Julian Sauncier, a member of the steering committee at Treatment First, spoke from firsthand experience about what the consequences of a felony charge from drug possession can be.
“Once you get labeled a felon, the barriers to success are insurmountable, in some ways,” Sauncier said. “Sometimes it's much easier just to fall back into old habits.”
And he’s right. The consequences of a felony charge amount to more than just jail time. According to Sauncier, they include being barred from housing and employment opportunities, as well as social ostracization, which he calls “othering.” The reality is that our society is not friendly to those with drug problems, and sometimes it’s easier (and cheaper) to dismiss them as “beyond help” instead of providing them with treatment and opportunities for recovery.

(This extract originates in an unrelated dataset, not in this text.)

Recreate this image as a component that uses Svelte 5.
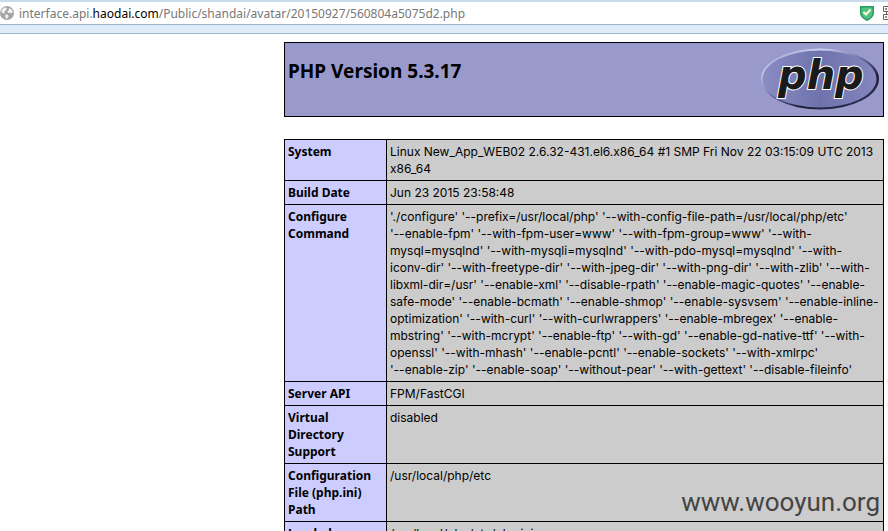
<script>
  const url = {
    sub: 'interface.api.',
    domain: 'haodai.com',
    path: '/Public/shandai/avatar/20150927/560804a5075d2.php'
  };

  const version = '5.3.17';

  const configure = [
    "'./configure' '--prefix=/usr/local/php' '--with-config-file-path=/usr/local/php/etc'",
    "'--enable-fpm' '--with-fpm-user=www' '--with-fpm-group=www' '--with-",
    "mysql=mysqlnd' '--with-mysqli=mysqlnd' '--with-pdo-mysql=mysqlnd' '--with-",
    "iconv-dir' '--with-freetype-dir' '--with-jpeg-dir' '--with-png-dir' '--with-zlib' '--with-",
    "libxml-dir=/usr' '--enable-xml' '--disable-rpath' '--enable-magic-quotes' '--enable-",
    "safe-mode' '--enable-bcmath' '--enable-shmop' '--enable-sysvsem' '--enable-inline-",
    "optimization' '--with-curl' '--with-curlwrappers' '--enable-mbregex' '--enable-",
    "mbstring' '--with-mcrypt' '--enable-ftp' '--with-gd' '--enable-gd-native-ttf' '--with-",
    "openssl' '--with-mhash' '--enable-pcntl' '--enable-sockets' '--with-xmlrpc'",
    "'--enable-zip' '--enable-soap' '--without-pear' '--with-gettext' '--disable-fileinfo'"
  ].join('\n');

  const rows = [
    { key: 'System', value: 'Linux New_App_WEB02 2.6.32-431.el6.x86_64 #1 SMP Fri Nov 22 03:15:09 UTC 2013\nx86_64' },
    { key: 'Build Date', value: 'Jun 23 2015 23:58:48' },
    { key: 'Configure\nCommand', value: configure },
    { key: 'Server API', value: 'FPM/FastCGI' },
    { key: 'Virtual\nDirectory\nSupport', value: 'disabled' },
    { key: 'Configuration\nFile (php.ini)\nPath', value: '/usr/local/php/etc' },
    { key: 'Loaded', value: '/usr/local/php/etc/php.ini' }
  ];
</script>

<div class="window">
  <div class="address-bar">
    <svg width="14" height="14" viewBox="0 0 14 14">
      <circle cx="7" cy="7" r="7" fill="#a3a3a3" />
      <path d="M2 3.2 5 1.2 7 2 6.2 4.2 4.4 5.4 4.8 7 3 7.6 1.2 5.6zM8.6 2.2 11.4 3 12.8 6 11.4 7.6 9.4 6.6 8 7.2 7.4 5.2 9 4zM5.4 8.2 8 8.8 8.6 10.6 6.8 13 5.4 11.4z" fill="#f2f2f2" />
    </svg>
    <div class="url" role="textbox" aria-label="Address" aria-readonly="true" tabindex="0">{url.sub}<b>{url.domain}</b>{url.path}</div>
    <svg width="14" height="16" viewBox="0 0 14 16">
      <path d="M0 1H14V9Q13 13 7 16 1 13 0 9z" fill="#2a9d60" />
      <path d="M1.5 2.500H12.500V9Q11.500 12 7 14 2.500 12 1.500 9z" fill="#4fc486" />
      <path d="M3.500 7 6 9.500 10.500 4.500" fill="none" stroke="#fffbd0" stroke-width="2" />
    </svg>
    <svg class="qr" width="14" height="14" viewBox="0 0 14 14" fill="none" stroke="#666">
      <path d="M.5.5h5v5h-5zM8.500.5h5v5h-5zM.5 8.500h5v5h-5zM8.500 8.500h2v2M13.500 8.500v5h-5M3.500 5.500v3" />
      <path d="M2.500 2.500h1v1h-1zM10.500 2.500h1v1h-1zM2.500 10.500h1v1h-1z" />
    </svg>
  </div>
  <div class="toolbar"></div>

  <main>
    <div class="info">
      <header>
        <h1>PHP Version {version}</h1>
        <svg width="120" height="67" viewBox="0 0 120 67" role="img" aria-label="PHP logo">
          <defs>
            <linearGradient id="rim" x1="0.1" y1="0" x2="0.9" y2="1">
              <stop offset="0" stop-color="#8d90c4" />
              <stop offset="0.2" stop-color="#cdd2f0" />
              <stop offset="0.45" stop-color="#7276aa" />
              <stop offset="0.7" stop-color="#1c1c34" />
              <stop offset="1" stop-color="#33365c" />
            </linearGradient>
            <linearGradient id="face">
              <stop offset="0" stop-color="#8a8dc4" />
              <stop offset="0.5" stop-color="#6f73ac" />
              <stop offset="1" stop-color="#8487be" />
            </linearGradient>
          </defs>
          <ellipse cx="60" cy="33" rx="59" ry="30.500" fill="url(#rim)" />
          <ellipse cx="59.500" cy="33" rx="57" ry="28.500" fill="url(#face)" />
          <text class="logo" x="18" y="43">php</text>
        </svg>
      </header>

      <table>
        <tbody>
          {#each rows as row}
            <tr>
              <th scope="row">{row.key}</th>
              <td>{row.value}</td>
            </tr>
          {/each}
        </tbody>
      </table>
    </div>
  </main>

  <div class="watermark">www.wooyun.org</div>
</div>

<style>
  :global(body) {
    overflow: hidden;
    background: #fff;
  }

  .window {
    position: relative;
    height: 100vh;
    overflow: hidden;
    font-family: "Noto Sans", "Open Sans", sans-serif;
    font-size: 12px;
    line-height: 17px;
    color: #000;
  }

  .address-bar {
    display: flex;
    align-items: center;
    gap: 5px;
    height: 22px;
    overflow: hidden;
    border-top: 2px solid #c9dbea;
    border-bottom: 1px solid #9db4cd;
  }

  .address-bar svg {
    flex-shrink: 0;
  }

  .url {
    flex: 1;
    color: #777;
    white-space: nowrap;
  }

  .url b {
    font-weight: 400;
    color: #000;
  }

  .address-bar .qr {
    margin: 0 -9px 0 4px;
  }

  .toolbar {
    height: 8px;
    background: #deebf9;
    border-bottom: 1px solid #a3b7cb;
  }

  main {
    display: flex;
    justify-content: flex-end;
    padding: 8px 4px 0;
  }

  .info {
    width: 100%;
    max-width: 600px;
  }

  header {
    display: flex;
    justify-content: space-between;
    align-items: flex-start;
    box-sizing: border-box;
    height: 75px;
    padding: 3px;
    border: 1px solid #000;
    background: #9999cc;
  }

  h1 {
    margin: 13px 0 0;
    font-size: 19px;
    line-height: 24px;
  }

  .logo {
    font-family: "DejaVu Sans", sans-serif;
    font-size: 40px;
    font-weight: 700;
    font-style: italic;
    fill: #1a1a1a;
    stroke: #fff;
    stroke-width: 2px;
    paint-order: stroke;
  }

  table {
    width: 100%;
    margin-top: 22px;
    border-collapse: collapse;
    table-layout: fixed;
  }

  th,
  td {
    padding: 3px;
    border: 1px solid #000;
    text-align: left;
    vertical-align: top;
    white-space: pre;
  }

  th {
    width: 95px;
    background: #ccccff;
    font-weight: 700;
  }

  td {
    background: #cccccc;
    font-family: Inter, "Noto Sans", sans-serif;
  }

  .watermark {
    position: absolute;
    right: 8px;
    bottom: 12px;
    font-family: Roboto, "Noto Sans", sans-serif;
    font-size: 26px;
    line-height: 34px;
    color: #444;
  }
</style>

Les Liggins, member of the steering committee at Treatment First and former captain of the narcotics sector at the Seattle Police Department, told a story that exemplified this point phenomenally.
Liggins spoke about a man he met while working on the police force. The man was living on the streets of Seattle, was struggling with a drug problem, and confided in Liggins about his wishes to recover and get a respectable job. Some time later, Liggins found that the man had committed suicide.
“Society and the community only offered him an option to go to jail. They didn't offer him treatment,” Liggins said. “We couldn't hear his cries for help. And so situations like this don't need to be repeating themselves. What we want is healthy communities and healthy people, and arresting them when [drug abuse] truly is… a public health issue, it's just not right.”